#### Given task
Report how many lines of the records below include the word "with". Give nothing but the number.
— start of Raw records —
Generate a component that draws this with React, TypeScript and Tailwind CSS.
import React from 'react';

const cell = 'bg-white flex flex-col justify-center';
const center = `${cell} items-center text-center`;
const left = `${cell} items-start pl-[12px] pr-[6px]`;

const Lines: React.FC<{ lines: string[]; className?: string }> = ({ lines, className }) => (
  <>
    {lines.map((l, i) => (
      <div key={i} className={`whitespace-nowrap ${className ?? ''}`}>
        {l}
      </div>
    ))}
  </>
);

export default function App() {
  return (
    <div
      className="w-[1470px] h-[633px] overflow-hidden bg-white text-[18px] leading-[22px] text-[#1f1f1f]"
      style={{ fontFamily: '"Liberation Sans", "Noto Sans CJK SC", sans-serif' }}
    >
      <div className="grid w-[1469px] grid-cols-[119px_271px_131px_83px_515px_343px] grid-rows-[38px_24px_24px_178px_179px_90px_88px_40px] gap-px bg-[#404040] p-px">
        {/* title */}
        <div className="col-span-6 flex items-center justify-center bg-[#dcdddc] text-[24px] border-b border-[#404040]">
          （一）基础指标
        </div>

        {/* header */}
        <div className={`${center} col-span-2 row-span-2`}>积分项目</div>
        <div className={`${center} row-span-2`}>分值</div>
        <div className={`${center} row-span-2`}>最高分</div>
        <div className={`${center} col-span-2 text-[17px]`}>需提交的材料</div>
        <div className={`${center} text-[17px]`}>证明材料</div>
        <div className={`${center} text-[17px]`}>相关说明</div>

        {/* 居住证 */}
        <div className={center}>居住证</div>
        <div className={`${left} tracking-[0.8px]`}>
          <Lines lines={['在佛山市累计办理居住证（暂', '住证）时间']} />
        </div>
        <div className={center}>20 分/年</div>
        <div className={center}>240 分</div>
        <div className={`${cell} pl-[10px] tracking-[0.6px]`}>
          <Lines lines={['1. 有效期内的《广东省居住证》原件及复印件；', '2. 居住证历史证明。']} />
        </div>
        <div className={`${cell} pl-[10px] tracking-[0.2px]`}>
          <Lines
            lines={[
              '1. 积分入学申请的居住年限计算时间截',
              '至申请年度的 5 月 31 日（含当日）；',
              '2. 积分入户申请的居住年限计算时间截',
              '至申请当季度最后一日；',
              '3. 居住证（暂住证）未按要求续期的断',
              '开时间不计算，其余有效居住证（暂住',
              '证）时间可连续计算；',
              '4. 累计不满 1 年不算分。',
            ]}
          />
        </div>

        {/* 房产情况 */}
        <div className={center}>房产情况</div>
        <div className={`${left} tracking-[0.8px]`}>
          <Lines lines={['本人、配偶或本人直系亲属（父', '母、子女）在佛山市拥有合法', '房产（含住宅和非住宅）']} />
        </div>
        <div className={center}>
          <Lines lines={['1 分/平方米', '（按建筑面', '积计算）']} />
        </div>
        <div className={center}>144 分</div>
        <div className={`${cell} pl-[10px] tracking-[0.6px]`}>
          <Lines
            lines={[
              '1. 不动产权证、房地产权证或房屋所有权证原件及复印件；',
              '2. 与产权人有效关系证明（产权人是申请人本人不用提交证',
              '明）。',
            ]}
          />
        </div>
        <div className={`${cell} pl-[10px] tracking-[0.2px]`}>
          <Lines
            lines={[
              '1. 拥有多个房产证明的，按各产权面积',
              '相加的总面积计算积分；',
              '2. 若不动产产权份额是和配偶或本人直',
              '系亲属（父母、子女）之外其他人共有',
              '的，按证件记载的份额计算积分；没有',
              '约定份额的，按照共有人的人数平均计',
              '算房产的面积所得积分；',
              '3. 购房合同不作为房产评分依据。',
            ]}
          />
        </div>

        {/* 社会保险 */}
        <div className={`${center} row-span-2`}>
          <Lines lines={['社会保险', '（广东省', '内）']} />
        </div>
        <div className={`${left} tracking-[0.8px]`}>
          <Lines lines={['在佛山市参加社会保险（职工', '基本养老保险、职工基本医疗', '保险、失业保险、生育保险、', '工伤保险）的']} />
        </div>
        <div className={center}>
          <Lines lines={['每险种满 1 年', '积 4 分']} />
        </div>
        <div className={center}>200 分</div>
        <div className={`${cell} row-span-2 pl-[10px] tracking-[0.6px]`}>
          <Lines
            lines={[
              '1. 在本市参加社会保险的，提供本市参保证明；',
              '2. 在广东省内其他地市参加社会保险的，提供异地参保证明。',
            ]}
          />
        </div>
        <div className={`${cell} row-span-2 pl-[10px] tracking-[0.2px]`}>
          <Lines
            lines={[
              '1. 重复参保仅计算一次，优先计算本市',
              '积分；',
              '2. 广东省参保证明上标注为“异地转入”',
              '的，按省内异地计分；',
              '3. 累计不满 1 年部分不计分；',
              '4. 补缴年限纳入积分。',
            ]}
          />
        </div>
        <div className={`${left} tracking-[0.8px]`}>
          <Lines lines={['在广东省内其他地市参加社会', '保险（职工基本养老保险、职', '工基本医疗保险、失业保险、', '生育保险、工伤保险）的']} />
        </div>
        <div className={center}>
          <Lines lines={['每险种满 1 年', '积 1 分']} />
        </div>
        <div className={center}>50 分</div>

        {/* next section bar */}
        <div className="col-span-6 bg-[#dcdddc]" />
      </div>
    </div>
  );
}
— end of Raw records —
— start of Raw records —
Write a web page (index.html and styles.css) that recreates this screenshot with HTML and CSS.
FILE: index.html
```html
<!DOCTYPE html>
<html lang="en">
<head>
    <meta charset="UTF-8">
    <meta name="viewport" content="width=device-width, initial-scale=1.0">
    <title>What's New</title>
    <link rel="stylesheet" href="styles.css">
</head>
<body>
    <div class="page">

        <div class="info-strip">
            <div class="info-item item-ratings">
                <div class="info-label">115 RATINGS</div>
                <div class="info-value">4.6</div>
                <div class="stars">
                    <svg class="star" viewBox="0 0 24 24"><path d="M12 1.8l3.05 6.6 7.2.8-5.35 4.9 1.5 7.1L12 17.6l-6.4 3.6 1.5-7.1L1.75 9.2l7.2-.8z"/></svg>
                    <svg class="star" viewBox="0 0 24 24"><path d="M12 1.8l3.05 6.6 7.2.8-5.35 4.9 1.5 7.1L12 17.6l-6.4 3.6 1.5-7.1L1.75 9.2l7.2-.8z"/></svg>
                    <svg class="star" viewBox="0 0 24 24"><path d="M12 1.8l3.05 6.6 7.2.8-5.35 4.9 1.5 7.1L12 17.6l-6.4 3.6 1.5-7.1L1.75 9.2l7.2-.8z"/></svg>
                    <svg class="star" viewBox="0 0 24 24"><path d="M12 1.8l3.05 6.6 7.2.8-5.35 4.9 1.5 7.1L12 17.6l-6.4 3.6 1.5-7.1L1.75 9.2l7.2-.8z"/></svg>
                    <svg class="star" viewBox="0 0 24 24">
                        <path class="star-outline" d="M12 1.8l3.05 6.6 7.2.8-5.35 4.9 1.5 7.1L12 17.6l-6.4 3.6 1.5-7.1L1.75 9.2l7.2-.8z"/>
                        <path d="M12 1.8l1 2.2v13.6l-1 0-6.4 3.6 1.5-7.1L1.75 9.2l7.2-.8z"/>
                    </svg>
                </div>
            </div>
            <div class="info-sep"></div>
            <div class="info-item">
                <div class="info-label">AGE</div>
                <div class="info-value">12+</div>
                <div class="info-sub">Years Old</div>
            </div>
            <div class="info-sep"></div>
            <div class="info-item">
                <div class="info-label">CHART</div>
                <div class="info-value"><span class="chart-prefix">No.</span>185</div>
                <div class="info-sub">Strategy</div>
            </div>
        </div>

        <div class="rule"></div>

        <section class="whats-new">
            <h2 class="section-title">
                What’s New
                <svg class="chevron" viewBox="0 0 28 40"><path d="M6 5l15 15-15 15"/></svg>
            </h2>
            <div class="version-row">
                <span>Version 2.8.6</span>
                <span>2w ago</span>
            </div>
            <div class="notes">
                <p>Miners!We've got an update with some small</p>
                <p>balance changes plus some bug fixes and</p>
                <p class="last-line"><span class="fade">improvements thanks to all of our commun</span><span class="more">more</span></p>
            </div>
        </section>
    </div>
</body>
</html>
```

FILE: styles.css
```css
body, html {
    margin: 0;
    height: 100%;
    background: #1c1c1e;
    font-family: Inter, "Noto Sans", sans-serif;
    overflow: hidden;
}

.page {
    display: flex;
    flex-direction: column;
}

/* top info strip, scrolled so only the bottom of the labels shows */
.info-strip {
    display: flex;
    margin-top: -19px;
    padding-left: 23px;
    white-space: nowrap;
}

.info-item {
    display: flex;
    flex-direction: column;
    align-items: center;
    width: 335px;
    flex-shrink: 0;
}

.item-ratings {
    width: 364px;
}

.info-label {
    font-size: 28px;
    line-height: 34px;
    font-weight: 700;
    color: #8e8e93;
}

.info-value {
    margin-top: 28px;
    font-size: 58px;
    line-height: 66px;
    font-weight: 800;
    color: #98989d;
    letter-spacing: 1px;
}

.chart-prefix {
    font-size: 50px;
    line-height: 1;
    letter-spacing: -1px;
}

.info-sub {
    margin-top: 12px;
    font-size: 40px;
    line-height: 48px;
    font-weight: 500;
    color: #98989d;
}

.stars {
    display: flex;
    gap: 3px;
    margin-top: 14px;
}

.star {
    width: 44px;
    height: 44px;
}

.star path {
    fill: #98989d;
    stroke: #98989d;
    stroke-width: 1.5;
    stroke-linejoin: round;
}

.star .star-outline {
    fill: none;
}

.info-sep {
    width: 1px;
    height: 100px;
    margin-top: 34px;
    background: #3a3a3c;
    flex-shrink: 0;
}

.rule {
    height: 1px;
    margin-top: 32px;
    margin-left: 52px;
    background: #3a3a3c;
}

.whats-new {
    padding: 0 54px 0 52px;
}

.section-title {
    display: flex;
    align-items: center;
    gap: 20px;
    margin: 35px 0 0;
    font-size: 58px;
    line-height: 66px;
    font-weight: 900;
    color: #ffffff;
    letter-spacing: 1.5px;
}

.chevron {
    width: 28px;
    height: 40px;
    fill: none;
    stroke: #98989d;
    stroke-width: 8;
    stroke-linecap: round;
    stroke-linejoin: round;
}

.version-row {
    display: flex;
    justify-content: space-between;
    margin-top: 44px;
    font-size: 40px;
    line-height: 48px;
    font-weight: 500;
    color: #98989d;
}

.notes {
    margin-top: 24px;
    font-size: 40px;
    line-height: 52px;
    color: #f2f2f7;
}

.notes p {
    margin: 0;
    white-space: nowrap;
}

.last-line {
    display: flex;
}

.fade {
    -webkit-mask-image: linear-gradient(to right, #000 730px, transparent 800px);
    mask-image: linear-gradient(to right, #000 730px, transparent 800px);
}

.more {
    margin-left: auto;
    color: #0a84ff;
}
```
— end of Raw records —
#### The answer
3